Одновременно с появлением поэзии на новых языках, в XII веке, в Европе обрела популярность fine amor, что со старопровансальского, языка трубадуров, можно перевести как «тонкая», «чистая», «истинная» любовь. Она стала одной из важнейших составляющих кода поведения идеального рыцаря при идеальном же феодальном дворе. Подчеркнем: идеального, ибо реальность, как всегда, могла быть намного проще и приземленнее, чем то, что представляли слуху придворных рыцарские романы, любовные поэмы трубадуров и эпосы. А куда без идеалов?
Дела плоти в целом укладывались в рамки строго горизонтальной субординации слабого пола сильному: Средневековье не написало «Камасутры». Зато любовь «высокую» и «чистую» понимали по-разному. Для многих рыцарей она представляла собой беззаветную преданность и безусловное, бескорыстное служение Прекрасной Даме, по определению недоступной, — жене своего сеньора. Ради нее совершались подвиги, ей посвящались победы на турнирах. Это бескорыстие могло, впрочем, получать воздаяние в виде благодарности, в том числе материальной, супруга Прекрасной Дамы. Ведь слава подвига, посвященного его прекрасной половине, дарила часть своего света и ему.
На fine amor могли претендовать и супруги: не следует верить черной легенде, что средневековый брак не имел никакого отношения к любви. Однако безмолвствующее большинство — крестьяне, горожане, маргиналы — тем и отличалось от элиты, что никаких «высоких» чувств испытывать не могло. О чем придворные поэты нередко знати напоминали, чтобы подчеркнуть исключительность своих благодетелей: красиво любишь — не скупись, недолго ведь прослыть мужланом.
Бутон огня и отраженная легкость. Кирилл Доешвили
Вместе с тем самые красивые истории о куртуазной любви из цикла о короле Артуре и рыцарях его Круглого стола являют нам пример вполне «корыстной» куртуазной любви. В многочисленных романах о Тристане и Ланселоте рассказывается об адюльтере: плотской любви между Тристаном и Изольдой, женой его сеньора, короля Марка, и между Ланселотом и Гвиневерой, женой его сеньора, короля Артура. Основа сложного морального конфликта, хорошо знакомого знати на протяжении нескольких столетий (XII‒XVI веков), состояла в том, что и Ланселот, и Тристан были образцовыми воинами. Образцовый воин верен своему сюзерену. Но он же как бы обязан обожать его супругу. Это обожание, достигая своего пика, под влиянием магического зелья (как в случае с Тристаном) или без него (у Ланселота) перерастает в страсть и прелюбодеяние.
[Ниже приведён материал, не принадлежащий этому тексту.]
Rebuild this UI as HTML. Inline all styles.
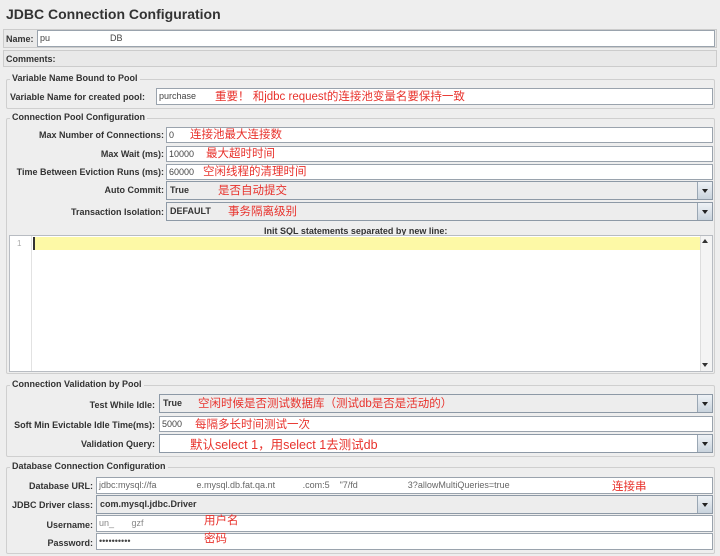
<!DOCTYPE html>
<html><head><meta charset="utf-8"><style>
*{box-sizing:border-box;margin:0;padding:0}
body{width:720px;height:556px;background:#eeeeee;font-family:"Liberation Sans",sans-serif;font-size:9px;color:#222;position:relative;overflow:hidden}
.a{position:absolute}
.t{font-weight:bold;font-size:14px;color:#333;left:6px;top:6px}
.row{position:absolute;left:3px;right:3px;border:1px solid #ccc;background:#e9e9e9}
.lab{position:absolute;font-weight:bold;font-size:9px;color:#333;white-space:nowrap;text-align:right}
.in{position:absolute;background:#fff;border:1px solid #9aa3ad;font-size:9px;color:#444;padding:2px 2px;white-space:nowrap;overflow:hidden}
.cb{position:absolute;background:#ededed;border:1px solid #8d99a6;font-size:9px;font-weight:bold;color:#333;padding:3px 3px;white-space:nowrap}
.cb .btn{position:absolute;right:0;top:0;bottom:0;width:15px;background:linear-gradient(#eef2f6,#c9d3dd);border-left:1px solid #9aa7b4}
.cb .btn:after{content:"";position:absolute;left:4px;top:7px;border-left:3.5px solid transparent;border-right:3.5px solid transparent;border-top:4px solid #222}
.grp{position:absolute;left:6px;right:5px;border:1px solid #cfcfcf;border-radius:2px}
.leg{position:absolute;font-weight:bold;font-size:9px;color:#333;background:#eeeeee;padding:0 2px;left:10px}
.r{position:absolute;color:#e8322c;font-family:"Liberation Sans","Noto Sans CJK SC",sans-serif;font-size:11.5px;white-space:nowrap;font-weight:normal}
</style></head><body>
<div class="a t">JDBC Connection Configuration</div>

<div class="row" style="top:29px;height:19px"></div>
<div class="lab" style="left:6px;top:34px">Name:</div>
<div class="in" style="left:37px;top:30px;width:678px;height:17px">pu&nbsp;&nbsp;&nbsp;&nbsp;&nbsp;&nbsp;&nbsp;&nbsp;&nbsp;&nbsp;&nbsp;&nbsp;&nbsp;&nbsp;&nbsp;&nbsp;&nbsp;&nbsp;&nbsp;&nbsp;&nbsp;&nbsp;&nbsp;&nbsp;DB</div>
<div class="row" style="top:50px;height:17px"></div>
<div class="lab" style="left:6px;top:54px">Comments:</div>

<div class="grp" style="top:79px;height:30px"></div>
<div class="leg" style="top:73px">Variable Name Bound to Pool</div>
<div class="lab" style="left:10px;top:92px">Variable Name for created pool:</div>
<div class="in" style="left:156px;top:88px;width:557px;height:17px">purchase</div>
<div class="r" style="left:215px;top:88px">重要！ 和jdbc request的连接池变量名要保持一致</div>

<div class="grp" style="top:118px;height:256px"></div>
<div class="leg" style="top:112px">Connection Pool Configuration</div>
<div class="lab" style="right:556px;top:130px">Max Number of Connections:</div>
<div class="in" style="left:166px;top:127px;width:547px;height:16px">0</div>
<div class="r" style="left:190px;top:126px">连接池最大连接数</div>
<div class="lab" style="right:556px;top:149px">Max Wait (ms):</div>
<div class="in" style="left:166px;top:146px;width:547px;height:16px">10000</div>
<div class="r" style="left:206px;top:145px">最大超时时间</div>
<div class="lab" style="right:556px;top:167px">Time Between Eviction Runs (ms):</div>
<div class="in" style="left:166px;top:164px;width:547px;height:16px">60000</div>
<div class="r" style="left:203px;top:163px">空闲线程的清理时间</div>
<div class="lab" style="right:556px;top:185px">Auto Commit:</div>
<div class="cb" style="left:166px;top:181px;width:547px;height:19px">True<div class="btn"></div></div>
<div class="r" style="left:218px;top:182px">是否自动提交</div>
<div class="lab" style="right:556px;top:207px">Transaction Isolation:</div>
<div class="cb" style="left:166px;top:202px;width:547px;height:19px">DEFAULT<div class="btn"></div></div>
<div class="r" style="left:228px;top:203px">事务隔离级别</div>
<div class="lab" style="left:264px;top:226px">Init SQL statements separated by new line:</div>
<div class="a" style="left:9px;top:235px;width:704px;height:137px;background:#fff;border:1px solid #b8bcc2"></div>
<div class="a" style="left:10px;top:236px;width:22px;height:135px;border-right:1px solid #e2e2e2;color:#aaa;font-size:8px;padding:3px 0 0 7px">1</div>
<div class="a" style="left:33px;top:237px;width:667px;height:13px;background:#fdf9a6;border-left:2px solid #333"></div>
<div class="a" style="left:700px;top:236px;width:12px;height:135px;background:#f4f4f4;border-left:1px solid #ddd"></div>
<div class="a" style="left:702px;top:239px;border-left:3px solid transparent;border-right:3px solid transparent;border-bottom:4px solid #333"></div>
<div class="a" style="left:702px;top:363px;border-left:3px solid transparent;border-right:3px solid transparent;border-top:4px solid #333"></div>

<div class="grp" style="top:385px;height:72px"></div>
<div class="leg" style="top:379px">Connection Validation by Pool</div>
<div class="lab" style="right:565px;top:400px">Test While Idle:</div>
<div class="cb" style="left:159px;top:394px;width:554px;height:19px">True<div class="btn"></div></div>
<div class="r" style="left:198px;top:395px">空闲时候是否测试数据库（测试db是否是活动的）</div>
<div class="lab" style="right:565px;top:420px">Soft Min Evictable Idle Time(ms):</div>
<div class="in" style="left:159px;top:416px;width:554px;height:16px">5000</div>
<div class="r" style="left:195px;top:416px">每隔多长时间测试一次</div>
<div class="lab" style="right:565px;top:439px">Validation Query:</div>
<div class="cb" style="left:159px;top:434px;width:554px;height:19px;background:#fff"><div class="btn"></div></div>
<div class="r" style="left:190px;top:434px;font-size:12.5px">默认select 1，用select 1去测试db</div>

<div class="grp" style="top:467px;height:87px"></div>
<div class="leg" style="top:461px">Database Connection Configuration</div>
<div class="lab" style="right:627px;top:481px">Database URL:</div>
<div class="in" style="left:96px;top:477px;width:617px;height:17px;color:#666">jdbc:mysql://fa&nbsp;&nbsp;&nbsp;&nbsp;&nbsp;&nbsp;&nbsp;&nbsp;&nbsp;&nbsp;&nbsp;&nbsp;&nbsp;&nbsp;&nbsp;&nbsp;e.mysql.db.fat.qa.nt&nbsp;&nbsp;&nbsp;&nbsp;&nbsp;&nbsp;&nbsp;&nbsp;&nbsp;&nbsp;&nbsp;.com:5&nbsp;&nbsp;&nbsp;&nbsp;"7/fd&nbsp;&nbsp;&nbsp;&nbsp;&nbsp;&nbsp;&nbsp;&nbsp;&nbsp;&nbsp;&nbsp;&nbsp;&nbsp;&nbsp;&nbsp;&nbsp;&nbsp;&nbsp;&nbsp;&nbsp;3?allowMultiQueries=true</div>
<div class="r" style="left:612px;top:478px">连接串</div>
<div class="lab" style="right:627px;top:500px">JDBC Driver class:</div>
<div class="cb" style="left:96px;top:495px;width:617px;height:19px">com.mysql.jdbc.Driver<div class="btn"></div></div>
<div class="lab" style="right:627px;top:520px">Username:</div>
<div class="in" style="left:96px;top:515px;width:617px;height:17px;color:#888">un_&nbsp;&nbsp;&nbsp;&nbsp;&nbsp;&nbsp;&nbsp;gzf</div>
<div class="r" style="left:204px;top:512px">用户名</div>
<div class="lab" style="right:627px;top:538px">Password:</div>
<div class="in" style="left:96px;top:533px;width:617px;height:17px">••••••••••</div>
<div class="r" style="left:204px;top:530px">密码</div>
</body></html>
Неверность своему сеньору — страшный «феодальный» грех. Христианская мораль, естественно, осуждала такую неверность, сопоставимую с неверием. Общество разрывалось между симпатией к отважному Тристану, к прекрасной, добродетельной Изольде и осуждением их плотского греха, который они скрывали от обманутого мужа, упражняясь в лукавстве. Но ради этой запретной любви рыцарь не только сражался на турнире, кичась силой. Он преображался под ее влиянием точно так же, как христианин преображался под действием христианской любви.
Ланселот, глубоко верующий христианин и едва ли не лучший рыцарь Круглого стола, чтобы очиститься, отправился на поиски великой реликвии — святого Грааля, чаши с кровью Христа. После долгих приключений он достиг замка, в котором она хранилась, но не смог лицезреть святыню, ибо осквернен был смертным грехом. В конце Средневековья, например, в «Смерти Артура» Томаса Мэлори эта неудача воспринималась уже как настоящая трагедия всего рыцарства. Увядание символики, разочарование в высоких идеалах, понимание их несовместимости с христианской моралью — все это предвещало скорый уход со сцены средневекового рыцарства, его превращение в регулярные армии и частные военные кампании с совершенно иными «скрепами».
Характерно, однако, что в XII‒XIII веках вероучительная и куртуазная литература зачастую в схожих выражениях описывала духовное содержание amor и caritas. Богословы много рассуждали о добродетелях и о главной из них — любви. Светское общество пыталось кодифицировать и примирить с общей моралью свои представления о мирской любви. Культ Прекрасной Дамы распространился одновременно с новыми яркими формами культа Девы Марии, и этот параллелизм не случаен. В 1184 году появился специальный посвященный этому латинский трактат «О любви» Андрея Капеллана, а столетие спустя, когда время великих трубадуров прошло, провансальский поэт-энциклопедист Матфре Эрменгау написал на старопровансальском внушительный свод знаний о мире, едва ли не крупнейшую (и скучнейшую) поэтическую энциклопедию Средневековья, «Бревиарий любви».
Что бы ученые ни говорили о происхождении и значении куртуазной любви как литературного и историко-культурного явления, о важности ее как проявления светской культуры зрелого Средневековья, христианская caritas была ее старшей сестрой.